Il cameriere (era un giovinotto di faccia sdegnosetta, veramente bresciana) mi guardò con disprezzante pietà.
Che cosa ha da sapere? Signore, non si tratta di Francesche. Si tratta d'una Francesca da Rimini unica. Voglio dire la tragedia del signor Silvio Pellico. Qui l'hanno messa in opera, guastandola un pochino, ma tutt'uno è sempre quella.
Ah! Silvio Pellico? Mi pare d'aver inteso a nominarlo. Non è quel cattivo mobile che fu condannato a morte e poi a carcere duro, otto o nove anni sono?
Non avessi mai detto questo scherzo! Si guardò intorno, poi guardò me, digrignò trentadue bellissimi denti, e se non avesse udito rumore, credo m'accoppava.
Se n'andò borbottando: "Cattivo mobile?". Ma prima ch'io partissi, scoperse chi mi fossi. Ei non sapeva più né interrogare, né rispondere, né servire, né camminare. Non sapea più altro che pormi gli occhi addosso, fregarsi le mani, e dire a tutti senza proposito: "Sior sì, sior sì!" che parea che sternutasse.

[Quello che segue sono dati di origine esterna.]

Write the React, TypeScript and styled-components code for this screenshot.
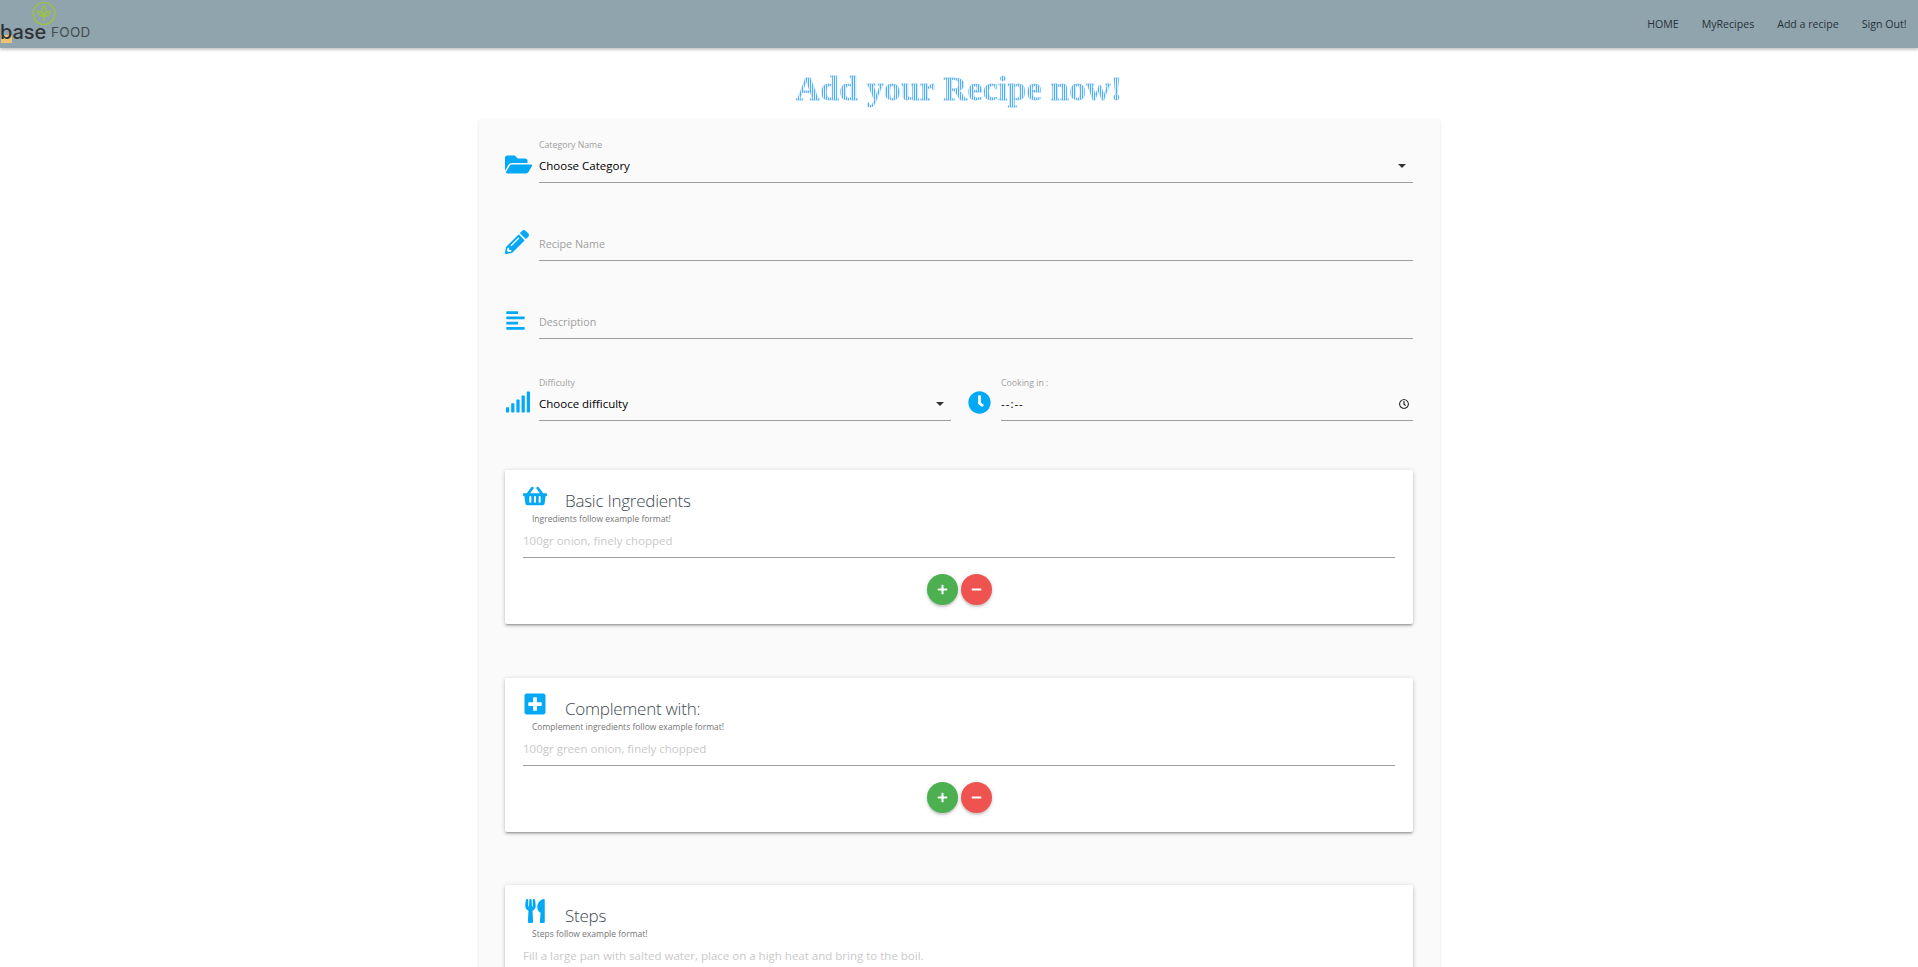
import React from 'react';
import styled, { createGlobalStyle } from 'styled-components';
import {
  FaAlignLeft,
  FaClock,
  FaFolderOpen,
  FaMinus,
  FaPencilAlt,
  FaPlus,
  FaPlusSquare,
  FaRegClock,
  FaShoppingBasket,
  FaSignal,
  FaUtensils,
} from 'react-icons/fa';

const GlobalStyle = createGlobalStyle`
  html, body {
    margin: 0;
    height: 967px;
    overflow: hidden;
    background: #fff;
    font-family: "Open Sans", "Noto Sans", sans-serif;
  }
  * { box-sizing: border-box; }
`;

const NavBar = styled.nav`
  height: 48px;
  background: #90a4ae;
  box-shadow: 0 2px 2px 0 rgba(0, 0, 0, 0.14), 0 1px 5px 0 rgba(0, 0, 0, 0.12);
  display: flex;
  justify-content: space-between;
  align-items: center;
`;

const Logo = styled.div`
  position: relative;
  width: 100px;
  height: 48px;
`;

const LogoMark = styled.svg`
  position: absolute;
  left: 32px;
  top: 1px;
  width: 24px;
  height: 25px;
`;

const LogoChip = styled.span`
  position: absolute;
  left: 1px;
  top: 35px;
  width: 11px;
  height: 8px;
  background: #eec270;
`;

const LogoWord = styled.span`
  position: absolute;
  left: 0;
  top: 19px;
  font-family: "Inter", sans-serif;
  font-size: 20px;
  line-height: 26px;
  font-weight: 500;
  letter-spacing: -0.1px;
  color: #2e3336;
`;

const LogoFood = styled.span`
  position: absolute;
  left: 51px;
  top: 23px;
  font-family: "Inter", sans-serif;
  font-size: 13.5px;
  line-height: 18px;
  letter-spacing: 0.3px;
  color: #454c50;
`;

const NavLinks = styled.ul`
  display: flex;
  list-style: none;
  margin: 0;
  padding: 0;
`;

const NavLink = styled.li`
  padding: 0 11.5px;
  font-size: 10.6px;
  line-height: 48px;
  color: #263238;
  white-space: nowrap;
`;

const Title = styled.h1`
  margin: 0;
  height: 71px;
  padding-top: 18px;
  text-align: center;
  font-family: "Liberation Serif", "DejaVu Serif", serif;
  font-size: 33.5px;
  line-height: 46px;
  font-weight: 700;
  letter-spacing: 0.3px;
  color: transparent;
  -webkit-text-stroke: 0.3px #6dbbfb;
  background: repeating-linear-gradient(90deg, #4faefa 0 1px, #e6f3fe 1px 2px);
  background-clip: text;
  -webkit-background-clip: text;
`;

const FormCard = styled.form`
  width: 961px;
  margin: 0 0 0 479px;
  padding: 20px 27px 0 26px;
  background: #fafafa;
  box-shadow: 0 1px 3px rgba(0, 0, 0, 0.12);
  border-radius: 2px;
`;

const Row = styled.div<{ $gap: number }>`
  display: flex;
  align-items: center;
  margin-bottom: ${(p) => p.$gap}px;
`;

const IconSlot = styled.div<{ $width: number; $inset?: number }>`
  width: ${(p) => p.$width}px;
  margin-left: ${(p) => p.$inset ?? 0}px;
  flex: none;
  padding-top: 6px;
  color: #03a9f4;
  display: flex;
`;

const Field = styled.div`
  flex: 1;
  height: 44px;
  display: flex;
  flex-direction: column;
  justify-content: flex-end;
  border-bottom: 1px solid #9e9e9e;
`;

const FieldLabel = styled.label`
  display: block;
  font-size: 8.75px;
  line-height: 13px;
  color: #9e9e9e;
`;

const ValueRow = styled.div`
  height: 30px;
  padding-bottom: 3px;
  display: flex;
  align-items: center;
  justify-content: space-between;
  font-size: 11.5px;
  color: #000;
`;

const TimeValue = styled.span`
  letter-spacing: 1px;
`;

const Caret = styled.span`
  width: 0;
  height: 0;
  margin-right: 7px;
  border-left: 4px solid transparent;
  border-right: 4px solid transparent;
  border-top: 4px solid #333;
`;

const PlainInput = styled.input`
  display: block;
  width: 100%;
  height: 30px;
  padding: 0 0 2px;
  border: 0;
  outline: 0;
  background: transparent;
  font: inherit;
  font-size: 10.75px;
  &::placeholder { color: #a0a0a0; opacity: 1; }
`;

const TimeIcon = styled(FaRegClock)`
  margin-right: 4px;
  color: #111;
`;

const Panel = styled.section<{ $gap: number }>`
  height: 154px;
  margin-bottom: ${(p) => p.$gap}px;
  padding: 14px 18px 0 18px;
  background: #fff;
  border-radius: 2px;
  box-shadow: 0 2px 2px 0 rgba(0, 0, 0, 0.14), 0 3px 1px -2px rgba(0, 0, 0, 0.12),
    0 1px 5px 0 rgba(0, 0, 0, 0.2);
`;

const PanelHead = styled.div`
  display: flex;
  align-items: flex-start;
  height: 26px;
  color: #03a9f4;
`;

const PanelTitle = styled.h2`
  margin: 0 0 0 8px;
  font-size: 17px;
  line-height: 28px;
  padding-top: 3px;
  font-weight: 300;
  letter-spacing: -0.25px;
  color: #3c4a52;
`;

const PanelIconBox = styled.span`
  width: 34px;
  height: 26px;
  flex: none;
  display: flex;
  svg { width: auto; }
`;

const Hint = styled.p`
  margin: 0 0 0 9px;
  padding-top: 2px;
  font-size: 8.5px;
  line-height: 13px;
  color: #757575;
`;

const ListInput = styled.input`
  display: block;
  width: 100%;
  height: 33px;
  padding: 0 0 2px;
  border: 0;
  border-bottom: 1px solid #9e9e9e;
  outline: 0;
  background: transparent;
  font: inherit;
  font-size: 11.5px;
  &::placeholder { color: #c9c9c9; opacity: 1; }
`;

const ActionRow = styled.div`
  display: flex;
  justify-content: center;
  gap: 3px;
  margin-top: 16px;
`;

const RoundButton = styled.button<{ $color: string }>`
  width: 31px;
  height: 31px;
  padding: 0;
  border: 0;
  border-radius: 50%;
  display: flex;
  align-items: center;
  justify-content: center;
  color: #fff;
  background: ${(p) => p.$color};
  box-shadow: 0 2px 2px 0 rgba(0, 0, 0, 0.14), 0 1px 5px 0 rgba(0, 0, 0, 0.12);
`;

type PanelProps = {
  icon: React.ReactNode;
  title: string;
  hint: string;
  example: string;
  gap: number;
};

const IngredientPanel = ({ icon, title, hint, example, gap }: PanelProps) => (
  <Panel $gap={gap}>
    <PanelHead>
      <PanelIconBox>{icon}</PanelIconBox>
      <PanelTitle>{title}</PanelTitle>
    </PanelHead>
    <Hint>{hint}</Hint>
    <ListInput placeholder={example} />
    <ActionRow>
      <RoundButton type="button" $color="#4caf50"><FaPlus size={11} /></RoundButton>
      <RoundButton type="button" $color="#ef5350"><FaMinus size={11} /></RoundButton>
    </ActionRow>
  </Panel>
);

export default function App() {
  return (
    <>
      <GlobalStyle />
      <NavBar>
        <Logo>
          <LogoMark viewBox="0 0 24 25" fill="none" stroke="#9fc43a" strokeWidth="1.2">
            <circle cx="12" cy="12.5" r="11" />
            <path d="M12 5c2.4 2.4 2.4 6 0 9-2.4-3-2.4-6.600 0-9Z" />
            <path d="M5.500 10c3 .3 5.300 2 6.500 5-3 .4-5.600-1.600-6.500-5Z" />
            <path d="M18.500 10c-3 .3-5.300 2-6.500 5 3 .4 5.600-1.600 6.500-5Z" />
            <path d="M12 15v5" />
          </LogoMark>
          <LogoChip />
          <LogoWord>base</LogoWord>
          <LogoFood>FOOD</LogoFood>
        </Logo>
        <NavLinks>
          <NavLink>HOME</NavLink>
          <NavLink>MyRecipes</NavLink>
          <NavLink>Add a recipe</NavLink>
          <NavLink>Sign Out!</NavLink>
        </NavLinks>
      </NavBar>

      <Title>Add your Recipe now!</Title>

      <FormCard>
        <Row $gap={34}>
          <IconSlot $width={34}><FaFolderOpen size={27} /></IconSlot>
          <Field>
            <FieldLabel>Category Name</FieldLabel>
            <ValueRow>Choose Category<Caret /></ValueRow>
          </Field>
        </Row>
        <Row $gap={34}>
          <IconSlot $width={34}><FaPencilAlt size={24} /></IconSlot>
          <Field><PlainInput placeholder="Recipe Name" /></Field>
        </Row>
        <Row $gap={38}>
          <IconSlot $width={34}><FaAlignLeft size={21} /></IconSlot>
          <Field><PlainInput placeholder="Description" /></Field>
        </Row>
        <Row $gap={49}>
          <IconSlot $width={34}><FaSignal size={26} /></IconSlot>
          <Field>
            <FieldLabel>Difficulty</FieldLabel>
            <ValueRow>Chooce difficulty<Caret /></ValueRow>
          </Field>
          <IconSlot $width={33} $inset={17}><FaClock size={23} /></IconSlot>
          <Field>
            <FieldLabel>Cooking in :</FieldLabel>
            <ValueRow><TimeValue>--:--</TimeValue><TimeIcon size={10} /></ValueRow>
          </Field>
        </Row>

        <IngredientPanel
          icon={<FaShoppingBasket size={24} />}
          title="Basic Ingredients"
          hint="Ingredients follow example format!"
          example="100gr onion, finely chopped"
          gap={54}
        />
        <IngredientPanel
          icon={<FaPlusSquare size={24} />}
          title="Complement with:"
          hint="Complement ingredients follow example format!"
          example="100gr green onion, finely chopped"
          gap={53}
        />
        <IngredientPanel
          icon={<FaUtensils size={24} />}
          title="Steps"
          hint="Steps follow example format!"
          example="Fill a large pan with salted water, place on a high heat and bring to the boil."
          gap={0}
        />
      </FormCard>
    </>
  );
}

Due giorni dopo, addì 9 settembre, giunsi col commissario a Milano. All'avvicinarmi a questa città, al rivedere la cupola del Duomo, al ripassare in quel viale di Loreto già mia passeggiata sì frequente e si cara, al rientrare per Porta Orientale, e ritrovarmi al Corso, e rivedere quelle case, quei templi, quelle vie, provai i più dolci ed i più tormentosi sentimenti: uno smanioso desiderio di fermarmi alcun tempo in Milano e riabbracciarvi quegli amici ch'io v'avrei rinvenuti ancora: un infinito rincrescimento pensando a quelli ch'io aveva lasciato sullo Spielberg, a quelli che ramingavano in terre straniere, a quelli ch'erano morti: una viva gratitudine rammentando l'amore che m'avevano dimostrato in generale i Milanesi: qualche fremito di sdegno contro alcuni che mi avevano calunniato, mentre erano sempre stati l'oggetto della mia benevolenza e della mia stima.